__Problem__:
Look through the data below. Collect every line where the word "React" occurs.

__Provided data__:

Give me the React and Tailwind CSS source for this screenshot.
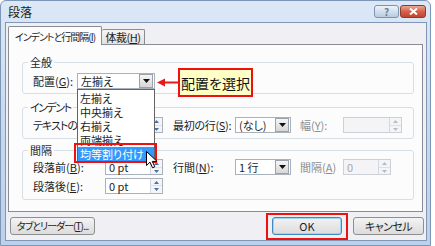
import React from 'react';

const K = ({ k }) => (
    <>
        (<u>{k}</u>)
    </>
);

const DropButton = () => (
    <span className="m-px flex h-[14px] w-[14px] items-center justify-center border border-[#9aa3ad] bg-gradient-to-b from-[#f6f6f6] to-[#d6d6d6]">
        <svg width="7" height="4" viewBox="0 0 7 4">
            <path d="M0 0h7L3.5 4z" fill="#111" />
        </svg>
    </span>
);

const SelectBox = ({ value, width }) => (
    <div className={`flex h-[16px] items-center border border-[#a9b1bb] bg-white ${width}`}>
        <span className="flex-1 pl-[3px] leading-[14px] whitespace-nowrap">{value}</span>
        <DropButton />
    </div>
);

const SpinBox = ({ value, width, disabled }) => {
    const arrow = disabled ? '#b8bcc2' : '#4d6f9e';
    return (
        <div
            className={`flex h-[16px] items-center border ${width} ${
                disabled ? 'border-[#ccd1d7] bg-[#f4f3f6] text-[#a8a8a8]' : 'border-[#a9b1bb] bg-white'
            }`}
        >
            <span className="flex-1 pl-[3px] leading-[14px] whitespace-nowrap">{value}</span>
            <span className="flex h-full w-[12px] flex-col border-l border-[#d3d8de] bg-[#f3f5f8]">
                <span className="flex flex-1 items-center justify-center border-b border-[#dde1e6]">
                    <svg width="5" height="3" viewBox="0 0 5 3">
                        <path d="M0 3h5L2.5 0z" fill={arrow} />
                    </svg>
                </span>
                <span className="flex flex-1 items-center justify-center">
                    <svg width="5" height="3" viewBox="0 0 5 3">
                        <path d="M0 0h5L2.5 3z" fill={arrow} />
                    </svg>
                </span>
            </span>
        </div>
    );
};

const Group = ({ title, className, titleClass = '', children }) => (
    <fieldset className={`rounded-[3px] border border-[#d6dfe6] ${className}`}>
        <legend className={`ml-[5px] px-[2px] text-[11px] leading-[12px] ${titleClass}`}>{title}</legend>
        {children}
    </fieldset>
);

const Button = ({ children, width, focused }) => (
    <div
        className={`flex h-[18px] items-center justify-center rounded-[3px] border bg-gradient-to-b from-[#f3f3f3] to-[#dcdcdc] leading-none whitespace-nowrap ${width} ${
            focused ? 'border-[#3d8ac4] shadow-[inset_0_0_0_1px_#9fd4f3]' : 'border-[#8e8f8f]'
        }`}
    >
        {children}
    </div>
);

const App = () => {
    return (
        <div className="relative h-[246px] w-[435px] overflow-hidden bg-white font-['Noto_Sans_CJK_JP',sans-serif] text-[11px] text-[#1e1e1e] [font-feature-settings:'palt']">
            {/* window frame */}
            <div className="flex h-[246px] w-[431px] flex-col rounded-t-[6px] border border-[#7d96b6] bg-gradient-to-b from-[#dce8f6] via-[#c7d9ef] to-[#bcd1ea] px-[4px] pr-[3px] pb-[4px]">
                {/* title bar */}
                <div className="flex h-[21px] items-start">
                    <span className="mt-[4px] pl-[3px] text-[12px] leading-[14px] text-[#222]">段落</span>
                    <div className="ml-auto mt-[4px] flex gap-[1px] pr-[1px]">
                        <div className="flex h-[13px] w-[25px] items-center justify-center rounded-[3px] border border-[#7d93b0] bg-gradient-to-b from-[#eef3f9] to-[#b8cbe2]">
                            <span className="text-[10px] leading-none font-bold text-[#6a7d96]">?</span>
                        </div>
                        <div className="flex h-[13px] w-[26px] items-center justify-center rounded-[3px] border border-[#8b3b2d] bg-gradient-to-b from-[#eaa796] via-[#d5604a] to-[#c14430]">
                            <svg width="9" height="7" viewBox="0 0 9 7">
                                <path d="M1 0.5l7 6M8 0.5l-7 6" stroke="#fff" strokeWidth="2" />
                            </svg>
                        </div>
                    </div>
                </div>

                {/* client area */}
                <div className="flex h-[219px] flex-col border border-[#8197b5] bg-[#f0eff3]">
                    {/* tabs */}
                    <div className="mt-[3px] ml-[2px] flex h-[18px] items-end">
                        <div className="relative z-10 -mb-px flex h-[19px] w-[94px] items-center justify-center rounded-t-[2px] border border-b-0 border-[#898c95] bg-[#fcfcfd] text-[10px] tracking-[-1px] whitespace-nowrap">
                            インデントと行間隔<K k="I" />
                        </div>
                        <div className="flex h-[15px] w-[43px] items-center justify-center rounded-t-[2px] border border-b-0 border-l-0 border-[#898c95] bg-gradient-to-b from-[#f4f4f4] to-[#e2e2e2] tracking-[-0.5px] whitespace-nowrap">
                            体裁<K k="H" />
                        </div>
                    </div>

                    {/* tab panel */}
                    <div className="ml-[2px] flex h-[168px] w-[415px] flex-col border border-[#898c95] bg-[#fcfcfd] pt-[11px] pl-[13px] pr-[8px]">
                        <Group title="全般" className="h-[38px]">
                            <div className="flex items-center pt-[5px] pl-[10px]">
                                <span className="w-[44px] whitespace-nowrap">
                                    配置<K k="G" />:
                                </span>
                                <SelectBox value="左揃え" width="w-[78px]" />
                            </div>
                        </Group>

                        <Group title="インデント" titleClass="tracking-[-1.5px]" className="mt-[7px] h-[38px]">
                            <div className="flex items-center pt-[4px] pl-[10px]">
                                <span className="w-[72px] overflow-hidden tracking-[-1px] whitespace-nowrap">
                                    テキストの前<K k="R" />:
                                </span>
                                <SpinBox value="" width="w-[58px]" />
                                <span className="ml-[10px] w-[62px] tracking-[-0.3px] whitespace-nowrap">
                                    最初の行<K k="S" />:
                                </span>
                                <SelectBox value="(なし)" width="w-[56px]" />
                                <span className="ml-[9px] w-[43px] whitespace-nowrap text-[#8d8d8d]">
                                    幅<K k="Y" />:
                                </span>
                                <SpinBox value="" width="w-[59px]" disabled />
                            </div>
                        </Group>

                        <Group title="間隔" className="mt-[5px] h-[56px]">
                            <div className="flex flex-col gap-[2px] pt-[3px] pl-[10px]">
                                <div className="flex items-center">
                                    <span className="w-[72px] whitespace-nowrap">
                                        段落前<K k="B" />:
                                    </span>
                                    <SpinBox value="0 pt" width="w-[58px]" />
                                    <span className="ml-[10px] w-[62px] whitespace-nowrap">
                                        行間<K k="N" />:
                                    </span>
                                    <SelectBox value="1 行" width="w-[56px]" />
                                    <span className="ml-[9px] w-[43px] whitespace-nowrap text-[#8d8d8d]">
                                        間隔<K k="A" />
                                    </span>
                                    <SpinBox value="0" width="w-[48px]" disabled />
                                </div>
                                <div className="flex items-center">
                                    <span className="w-[72px] whitespace-nowrap">
                                        段落後<K k="E" />:
                                    </span>
                                    <SpinBox value="0 pt" width="w-[58px]" />
                                </div>
                            </div>
                        </Group>
                    </div>

                    {/* buttons */}
                    <div className="mt-[5px] flex items-center pl-[4px] pr-[2px]">
                        <Button width="w-[85px] text-[10px] tracking-[-1px]">
                            タブとリーダー<K k="T" />...
                        </Button>
                        <div className="relative ml-auto">
                            <Button width="w-[70px] text-[11px]" focused>
                                OK
                            </Button>
                            <div className="absolute -inset-x-[6px] -top-[4px] -bottom-[5px] border-2 border-[#ee1111]" />
                        </div>
                        <div className="ml-[11px]">
                            <Button width="w-[71px] text-[11px] tracking-[-0.5px]">キャンセル</Button>
                        </div>
                    </div>
                </div>
            </div>

            {/* open dropdown list */}
            <div className="absolute top-[89px] left-[77px] flex w-[78px] flex-col border border-[#646464] bg-white py-px">
                {['左揃え', '中央揃え', '右揃え', '両端揃え'].map((item) => (
                    <div key={item} className="h-[14px] pl-[2px] leading-[14px] whitespace-nowrap">
                        {item}
                    </div>
                ))}
                <div className="h-[14px] bg-[#3399ff] pl-[2px] leading-[14px] text-white whitespace-nowrap">
                    均等割り付け
                </div>
            </div>
            <div className="absolute top-[143px] left-[74px] h-[20px] w-[83px] border-2 border-[#ee1111]" />

            {/* mouse cursor */}
            <svg className="absolute top-[151px] left-[146px]" width="12" height="18" viewBox="0 0 12 18">
                <path d="M0.5 0.5v14l3.5-3.3 2.6 5.6 2.2-1-2.5-5.4h4.8z" fill="#fff" stroke="#000" strokeWidth="1" />
            </svg>

            {/* callout */}
            <svg className="absolute top-[78px] left-[157px]" width="22" height="9" viewBox="0 0 22 9">
                <path d="M0 4.5L8 0.5v8z" fill="#e31b1b" />
                <path d="M7 4.5h15" stroke="#e31b1b" strokeWidth="2" />
            </svg>
            <div className="absolute top-[68px] left-[178px] flex h-[29px] w-[75px] items-center justify-center border-2 border-[#ee1111] bg-[#ffffc6] text-[14px] leading-none text-[#111] whitespace-nowrap">
                配置を選択
            </div>
        </div>
    );
};

export default App;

__Result for this task__:
Give me the React and Tailwind CSS source for this screenshot.
import React from 'react';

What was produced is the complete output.